5. Школа номер 2
Польская школа была создана в Самарканде Городским отделом народного образования (Гороно) и по инициативе некоторых польскоговорящих «беженцев». Гороно было обязано по закону обеспечить всеобщее и бесплатное образование населению города, оказыва я особое внимание «новоэвакуированным», которые должны были (по мере возможности) обучаться на родном языке. Задача была не из простых, и было ясно, что и сами чиновники Гороно не очень верили в ее полное осуществление. Поэтому многое зависело от самих заинтересованных групп. Особенно активными оказались «поляки», то есть бывшие польские граждане, которые прибыли в Самарканд после освобождения из заключения или специальной переселенческой программы, принятой после нападения Германии на Советский Союз в июне 1941 года, а также те, кто бежал с территорий, занятых германскими войсками в 1939 году. Элементом общности этой группы был польский язык, что определило упорное усилие создать польскую школу для обучения молодого поколения и установить важнейший фокус взаимодействия и единства этой группы.
В целях удовлетворения материальных нужд, необходимых для выполнения такого проекта, Гороно нашло и передало группе активистов полуразрушенное здание бывшей узбекской школы № 2 — этот номер и перешел к новосозданной польской школе. Гороно также утвердило смету для покрытия расходов на оплату преподавательского состава школы. Нашлись три профессиональные учительницы-лингвистки: две по польскому языку и одна по русскому. Обучение всему остальному (включая английский язык) переняли «любители», то есть люди без какой-либо педагогической подготовки или доказанного знания дисциплины. Они приходили из смежных профессий, предложив себя на роли преподавателей. Причины этого самоотбора были разными, но в основном это был результат тяжелых условий, как экономических, так и общечеловеческих, в которые попало большинство из них. Физику и математику преподавали инженеры, химию — аптекарь, биологию — медсестра, историю — адвокат с особо широким кругозором и т. д. Со временем нашелся также учитель, готовый преподавать английский язык, который обрел знание его главным образом как турист, в предвоенное время путешествовавший по англосаксонским странам.
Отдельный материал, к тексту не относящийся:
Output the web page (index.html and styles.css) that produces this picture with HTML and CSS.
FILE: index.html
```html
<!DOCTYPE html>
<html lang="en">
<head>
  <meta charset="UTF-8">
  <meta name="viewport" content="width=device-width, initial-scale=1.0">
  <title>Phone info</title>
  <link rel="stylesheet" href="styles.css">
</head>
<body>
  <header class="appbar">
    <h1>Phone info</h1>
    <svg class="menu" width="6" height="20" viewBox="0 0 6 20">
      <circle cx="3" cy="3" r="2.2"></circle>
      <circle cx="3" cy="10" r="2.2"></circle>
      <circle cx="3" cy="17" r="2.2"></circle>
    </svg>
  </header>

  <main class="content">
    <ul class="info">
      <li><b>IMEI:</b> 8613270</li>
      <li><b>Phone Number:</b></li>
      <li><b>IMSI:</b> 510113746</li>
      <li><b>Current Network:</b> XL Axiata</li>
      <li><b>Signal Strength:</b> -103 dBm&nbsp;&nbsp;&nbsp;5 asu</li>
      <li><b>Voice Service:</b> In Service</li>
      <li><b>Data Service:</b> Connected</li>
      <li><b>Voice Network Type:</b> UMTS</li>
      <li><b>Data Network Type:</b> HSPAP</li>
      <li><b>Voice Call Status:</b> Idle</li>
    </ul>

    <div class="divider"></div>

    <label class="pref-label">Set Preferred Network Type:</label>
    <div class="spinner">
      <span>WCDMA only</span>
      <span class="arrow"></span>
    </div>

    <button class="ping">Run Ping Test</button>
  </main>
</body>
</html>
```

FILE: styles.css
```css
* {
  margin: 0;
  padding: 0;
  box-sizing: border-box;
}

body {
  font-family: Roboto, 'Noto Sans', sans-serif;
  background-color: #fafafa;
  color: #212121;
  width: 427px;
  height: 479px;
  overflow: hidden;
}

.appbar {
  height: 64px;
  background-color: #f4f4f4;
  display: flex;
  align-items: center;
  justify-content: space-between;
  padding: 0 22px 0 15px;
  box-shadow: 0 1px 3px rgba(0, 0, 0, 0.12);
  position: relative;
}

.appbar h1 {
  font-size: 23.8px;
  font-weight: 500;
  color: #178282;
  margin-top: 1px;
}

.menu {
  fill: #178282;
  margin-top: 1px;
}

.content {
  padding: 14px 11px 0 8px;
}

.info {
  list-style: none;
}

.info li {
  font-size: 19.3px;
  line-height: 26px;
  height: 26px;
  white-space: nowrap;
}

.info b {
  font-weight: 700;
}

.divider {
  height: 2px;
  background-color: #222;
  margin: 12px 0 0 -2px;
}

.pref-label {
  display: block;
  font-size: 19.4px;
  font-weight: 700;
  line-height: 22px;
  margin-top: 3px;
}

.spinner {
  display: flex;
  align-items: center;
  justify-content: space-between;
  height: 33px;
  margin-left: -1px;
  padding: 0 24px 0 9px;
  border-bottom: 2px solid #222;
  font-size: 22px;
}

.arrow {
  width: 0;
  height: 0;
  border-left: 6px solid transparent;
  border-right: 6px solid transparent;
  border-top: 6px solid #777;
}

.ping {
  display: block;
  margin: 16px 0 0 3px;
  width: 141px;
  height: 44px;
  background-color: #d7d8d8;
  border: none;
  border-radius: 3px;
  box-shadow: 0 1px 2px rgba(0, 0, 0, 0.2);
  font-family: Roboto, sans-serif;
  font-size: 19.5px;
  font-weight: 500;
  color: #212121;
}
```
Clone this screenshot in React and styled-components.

Профессиональное педагогическое образование заменяли у наших учителей общая интеллигентность и необыкновенно высокий уровень преданности школе. Преподавателей удерживала в школе не только и не в главном зарплата. Трудности жизни превратили школу для многих учителей и учеников в «точку света» и цивилизованных человеческих отношений, которых так не хватало людям, вырванным войной из привычной им среды образованных средних классов. Вокруг них царило общее недоедание, неуверенность в будущем и предчувствие, что «возможно, будет еще хуже», что нечто страшное может произойти ежеминутно с тобой и твоей семьей. Как учителя, так и ученики жили во враждебном мире чужих людей, чужих цветов, чужих запахов, чужих языков, чужих лиц и чужих одежд. Школа была тем единственным местом, которое они понимали, где они были «своими» и которое были готовы защищать как могли.
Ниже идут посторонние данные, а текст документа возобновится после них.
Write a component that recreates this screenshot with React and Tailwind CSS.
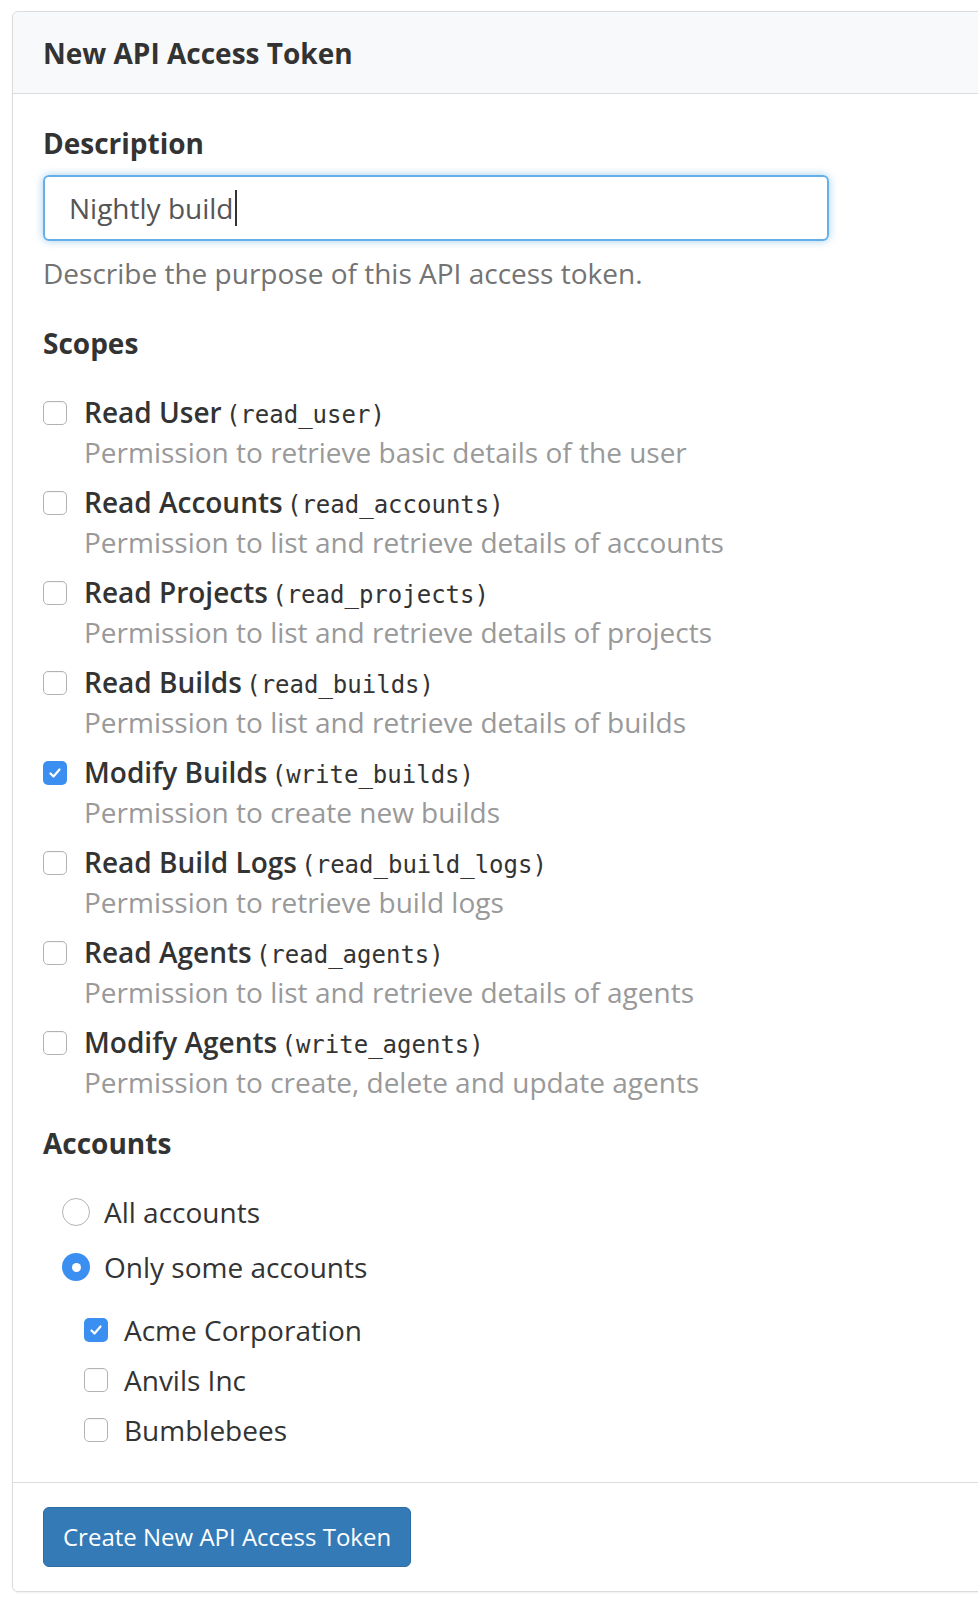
import React from 'react';

const scopes = [
  { name: 'Read User', code: 'read_user', desc: 'Permission to retrieve basic details of the user' },
  { name: 'Read Accounts', code: 'read_accounts', desc: 'Permission to list and retrieve details of accounts' },
  { name: 'Read Projects', code: 'read_projects', desc: 'Permission to list and retrieve details of projects' },
  { name: 'Read Builds', code: 'read_builds', desc: 'Permission to list and retrieve details of builds' },
  { name: 'Modify Builds', code: 'write_builds', desc: 'Permission to create new builds', checked: true },
  { name: 'Read Build Logs', code: 'read_build_logs', desc: 'Permission to retrieve build logs' },
  { name: 'Read Agents', code: 'read_agents', desc: 'Permission to list and retrieve details of agents' },
  { name: 'Modify Agents', code: 'write_agents', desc: 'Permission to create, delete and update agents' },
];

const accounts = [
  { name: 'Acme Corporation', checked: true },
  { name: 'Anvils Inc' },
  { name: 'Bumblebees' },
];

function Checkbox({ checked }) {
  if (checked) {
    return (
      <span className="flex h-[24px] w-[24px] shrink-0 items-center justify-center rounded-[5px] bg-[#3b8ff0]">
        <svg width="16" height="16" viewBox="0 0 16 16" fill="none">
          <path d="M3.5 8.5l3 3 6-7" stroke="white" strokeWidth="2.2" strokeLinecap="round" strokeLinejoin="round" />
        </svg>
      </span>
    );
  }
  return (
    <span className="block h-[24px] w-[24px] shrink-0 rounded-[5px] border border-[#b3b3b3] bg-white shadow-[inset_0_1px_1px_rgba(0,0,0,0.04)]" />
  );
}

function Radio({ checked }) {
  if (checked) {
    return (
      <span className="flex h-[28px] w-[28px] shrink-0 items-center justify-center rounded-full bg-[#3b8ff0]">
        <span className="block h-[9px] w-[9px] rounded-full bg-white" />
      </span>
    );
  }
  return <span className="block h-[28px] w-[28px] shrink-0 rounded-full border border-[#b3b3b3] bg-white" />;
}

export default function App() {
  return (
    <div className="h-[1604px] w-[978px] overflow-hidden bg-white pl-[12px] pt-[11px] font-['Open_Sans',sans-serif] text-[#333]">
      <div className="w-[1000px] rounded-[6px] border border-[#dcdcdc] shadow-[0_1px_2px_rgba(0,0,0,0.06)]">
        <div className="flex h-[82px] items-center rounded-t-[6px] border-b border-[#dcdcdc] bg-[#f8f9fa] px-[30px]">
          <h1 className="text-[28px] font-bold leading-[40px]">New API Access Token</h1>
        </div>

        <div className="px-[30px] pb-[31px] pt-[29px]">
          <label className="block text-[28px] font-bold leading-[40px]">Description</label>
          <div className="mt-[12px] flex h-[66px] w-[786px] items-center rounded-[6px] border-2 border-[#66afe9] px-[24px] shadow-[0_0_8px_rgba(102,175,233,0.6)]">
            <span className="text-[28px] leading-[40px] text-[#555]">Nightly build</span>
            <span className="ml-[2px] block h-[36px] w-[2px] bg-[#333]" />
          </div>
          <p className="mt-[12px] text-[28px] leading-[40px] text-[#737373]">Describe the purpose of this API access token.</p>

          <h2 className="mt-[30px] text-[28px] font-bold leading-[40px]">Scopes</h2>
          <div className="mt-[29px] flex flex-col gap-[10px]">
            {scopes.map((s) => (
              <div key={s.code} className="flex gap-[17px]">
                <div className="pt-[9px]">
                  <Checkbox checked={s.checked} />
                </div>
                <div>
                  <div className="h-[40px] whitespace-nowrap text-[28px] leading-[40px]">
                    <span className="font-semibold">{s.name}</span>{' '}
                    <span className="ml-[-3px] font-['DejaVu_Sans_Mono',monospace] text-[24px] leading-[0]">({s.code})</span>
                  </div>
                  <div className="h-[40px] text-[28px] leading-[40px] text-[#999]">{s.desc}</div>
                </div>
              </div>
            ))}
          </div>

          <h2 className="mt-[21px] text-[28px] font-bold leading-[40px]">Accounts</h2>
          <div className="mt-[28px] flex flex-col gap-[13px] pl-[19px]">
            <div className="flex h-[42px] items-center gap-[14px]">
              <Radio />
              <span className="text-[28px] leading-[42px]">All accounts</span>
            </div>
            <div className="flex h-[42px] items-center gap-[14px]">
              <Radio checked />
              <span className="text-[28px] leading-[42px]">Only some accounts</span>
            </div>
          </div>
          <div className="mt-[21px] flex flex-col gap-[8px] pl-[41px]">
            {accounts.map((a) => (
              <div key={a.name} className="flex h-[42px] items-center gap-[16px]">
                <Checkbox checked={a.checked} />
                <span className="text-[28px] leading-[42px]">{a.name}</span>
              </div>
            ))}
          </div>
        </div>

        <div className="border-t border-[#dcdcdc] px-[30px] pb-[24px] pt-[24px]">
          <button className="h-[60px] rounded-[6px] border border-[#2e6da4] bg-[#337ab7] px-[19px] text-[24px] leading-[36px] text-white">
            Create New API Access Token
          </button>
        </div>
      </div>
    </div>
  );
}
Первым делом мы — как ученики, так и учителя — накинулись на полуразрушенное здание. Общими усилиями покрыли крышу, исправили двери и окна, нашли мебель. Мне хорошо помнятся дни, которые я провел перекрывая крышу под порывами ветра и дождем. Через окна здания летели камни и кирпичи: местное население не очень-то жаловало чужаков. Когда становилось невмоготу, парни по команде выбегали из здания и кидались на обидчиков — наши кулаки были последней линией обороны территории. Также мы приносили в школу все, что удавалось найти и чего недоставало: предметы мебели, книги, столярные материалы и даже деньги. Отопления не было, а в Самарканде зимы холодные, и каждую четверть часа учителя поднимали свои классы — мы стучали ногами об пол, чтобы разогреться. Но приходили все и всегда, даже больные.
Внутри классов были четко распределены дополнительные обязанности «консультантов» по математике, физике и т. д. Лучшие ученики помогали доучиваться тем, кто был слабее или же пропустил особенно длинный период учебы. Наши спортсмены вкладывали также много сил в то, чтобы подтянуть отстающих, и, когда на обязательном первомайском параде всех школ мы медленно чеканили шаг под дробь наших барабанов под красным советским, но также польским красно-белым знаменами, нас провожал вдоль улиц уважительный шепот: «Поляки идут!» Школа № 2 стала для нас не просто местом обучения, а школой жизни и самоорганизации, линией обороны того, что было «нашим» в чуждом нам мире.